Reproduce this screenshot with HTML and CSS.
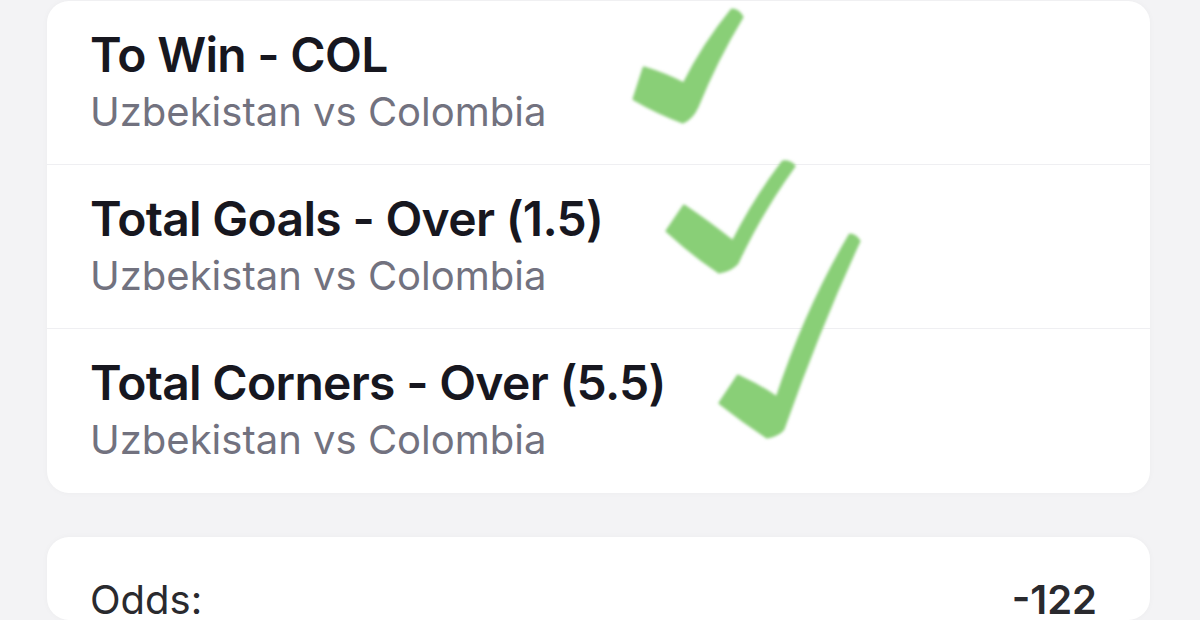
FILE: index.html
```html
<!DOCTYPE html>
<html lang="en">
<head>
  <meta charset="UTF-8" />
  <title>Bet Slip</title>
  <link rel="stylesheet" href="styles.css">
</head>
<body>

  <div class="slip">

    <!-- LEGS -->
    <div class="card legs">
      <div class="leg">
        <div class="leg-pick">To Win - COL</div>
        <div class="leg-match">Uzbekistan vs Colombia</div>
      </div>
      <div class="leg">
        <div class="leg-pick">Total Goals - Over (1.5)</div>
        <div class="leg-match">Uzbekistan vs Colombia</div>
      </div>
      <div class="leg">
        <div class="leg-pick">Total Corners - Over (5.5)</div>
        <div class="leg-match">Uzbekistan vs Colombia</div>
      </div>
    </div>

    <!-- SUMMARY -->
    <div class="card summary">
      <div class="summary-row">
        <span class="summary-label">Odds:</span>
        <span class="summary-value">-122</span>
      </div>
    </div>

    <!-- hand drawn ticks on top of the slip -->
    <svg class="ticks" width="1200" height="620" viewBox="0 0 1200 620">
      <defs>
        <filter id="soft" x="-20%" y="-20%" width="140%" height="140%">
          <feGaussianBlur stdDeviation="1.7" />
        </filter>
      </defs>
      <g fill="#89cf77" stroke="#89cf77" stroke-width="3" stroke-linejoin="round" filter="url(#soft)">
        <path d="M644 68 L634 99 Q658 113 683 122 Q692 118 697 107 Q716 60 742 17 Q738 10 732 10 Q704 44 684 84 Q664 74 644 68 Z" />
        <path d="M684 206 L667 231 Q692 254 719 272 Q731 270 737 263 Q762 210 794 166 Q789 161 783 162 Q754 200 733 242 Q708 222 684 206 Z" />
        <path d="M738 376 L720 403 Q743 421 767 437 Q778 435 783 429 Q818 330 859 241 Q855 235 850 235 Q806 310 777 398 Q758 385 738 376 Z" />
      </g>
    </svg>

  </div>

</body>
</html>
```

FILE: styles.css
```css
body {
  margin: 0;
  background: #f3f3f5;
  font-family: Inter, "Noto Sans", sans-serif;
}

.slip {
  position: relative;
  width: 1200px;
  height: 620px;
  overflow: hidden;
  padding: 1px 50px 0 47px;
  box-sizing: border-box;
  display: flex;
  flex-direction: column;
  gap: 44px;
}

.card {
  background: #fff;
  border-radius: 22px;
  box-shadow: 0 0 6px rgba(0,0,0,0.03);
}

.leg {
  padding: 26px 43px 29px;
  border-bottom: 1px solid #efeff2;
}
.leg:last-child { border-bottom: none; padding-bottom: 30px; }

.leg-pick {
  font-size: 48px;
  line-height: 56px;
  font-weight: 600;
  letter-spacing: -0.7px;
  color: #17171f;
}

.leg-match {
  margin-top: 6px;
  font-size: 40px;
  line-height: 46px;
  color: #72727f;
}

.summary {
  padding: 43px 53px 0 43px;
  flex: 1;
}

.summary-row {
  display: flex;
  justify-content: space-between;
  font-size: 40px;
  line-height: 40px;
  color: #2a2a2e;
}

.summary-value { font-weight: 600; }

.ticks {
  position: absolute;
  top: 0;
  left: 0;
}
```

————

Leave out the pictures and reproduce the rest of the listing exactly.

Task answer:
Reproduce this screenshot with HTML and CSS.
FILE: index.html
```html
<!DOCTYPE html>
<html lang="en">
<head>
  <meta charset="UTF-8" />
  <title>Bet Slip</title>
  <link rel="stylesheet" href="styles.css">
</head>
<body>

  <div class="slip">

    <!-- LEGS -->
    <div class="card legs">
      <div class="leg">
        <div class="leg-pick">To Win - COL</div>
        <div class="leg-match">Uzbekistan vs Colombia</div>
      </div>
      <div class="leg">
        <div class="leg-pick">Total Goals - Over (1.5)</div>
        <div class="leg-match">Uzbekistan vs Colombia</div>
      </div>
      <div class="leg">
        <div class="leg-pick">Total Corners - Over (5.5)</div>
        <div class="leg-match">Uzbekistan vs Colombia</div>
      </div>
    </div>

    <!-- SUMMARY -->
    <div class="card summary">
      <div class="summary-row">
        <span class="summary-label">Odds:</span>
        <span class="summary-value">-122</span>
      </div>
    </div>

    <!-- hand drawn ticks on top of the slip -->
    <svg class="ticks" width="1200" height="620" viewBox="0 0 1200 620">
      <defs>
        <filter id="soft" x="-20%" y="-20%" width="140%" height="140%">
          <feGaussianBlur stdDeviation="1.7" />
        </filter>
      </defs>
      <g fill="#89cf77" stroke="#89cf77" stroke-width="3" stroke-linejoin="round" filter="url(#soft)">
        <path d="M644 68 L634 99 Q658 113 683 122 Q692 118 697 107 Q716 60 742 17 Q738 10 732 10 Q704 44 684 84 Q664 74 644 68 Z" />
        <path d="M684 206 L667 231 Q692 254 719 272 Q731 270 737 263 Q762 210 794 166 Q789 161 783 162 Q754 200 733 242 Q708 222 684 206 Z" />
        <path d="M738 376 L720 403 Q743 421 767 437 Q778 435 783 429 Q818 330 859 241 Q855 235 850 235 Q806 310 777 398 Q758 385 738 376 Z" />
      </g>
    </svg>

  </div>

</body>
</html>
```

FILE: styles.css
```css
body {
  margin: 0;
  background: #f3f3f5;
  font-family: Inter, "Noto Sans", sans-serif;
}

.slip {
  position: relative;
  width: 1200px;
  height: 620px;
  overflow: hidden;
  padding: 1px 50px 0 47px;
  box-sizing: border-box;
  display: flex;
  flex-direction: column;
  gap: 44px;
}

.card {
  background: #fff;
  border-radius: 22px;
  box-shadow: 0 0 6px rgba(0,0,0,0.03);
}

.leg {
  padding: 26px 43px 29px;
  border-bottom: 1px solid #efeff2;
}
.leg:last-child { border-bottom: none; padding-bottom: 30px; }

.leg-pick {
  font-size: 48px;
  line-height: 56px;
  font-weight: 600;
  letter-spacing: -0.7px;
  color: #17171f;
}

.leg-match {
  margin-top: 6px;
  font-size: 40px;
  line-height: 46px;
  color: #72727f;
}

.summary {
  padding: 43px 53px 0 43px;
  flex: 1;
}

.summary-row {
  display: flex;
  justify-content: space-between;
  font-size: 40px;
  line-height: 40px;
  color: #2a2a2e;
}

.summary-value { font-weight: 600; }

.ticks {
  position: absolute;
  top: 0;
  left: 0;
}
```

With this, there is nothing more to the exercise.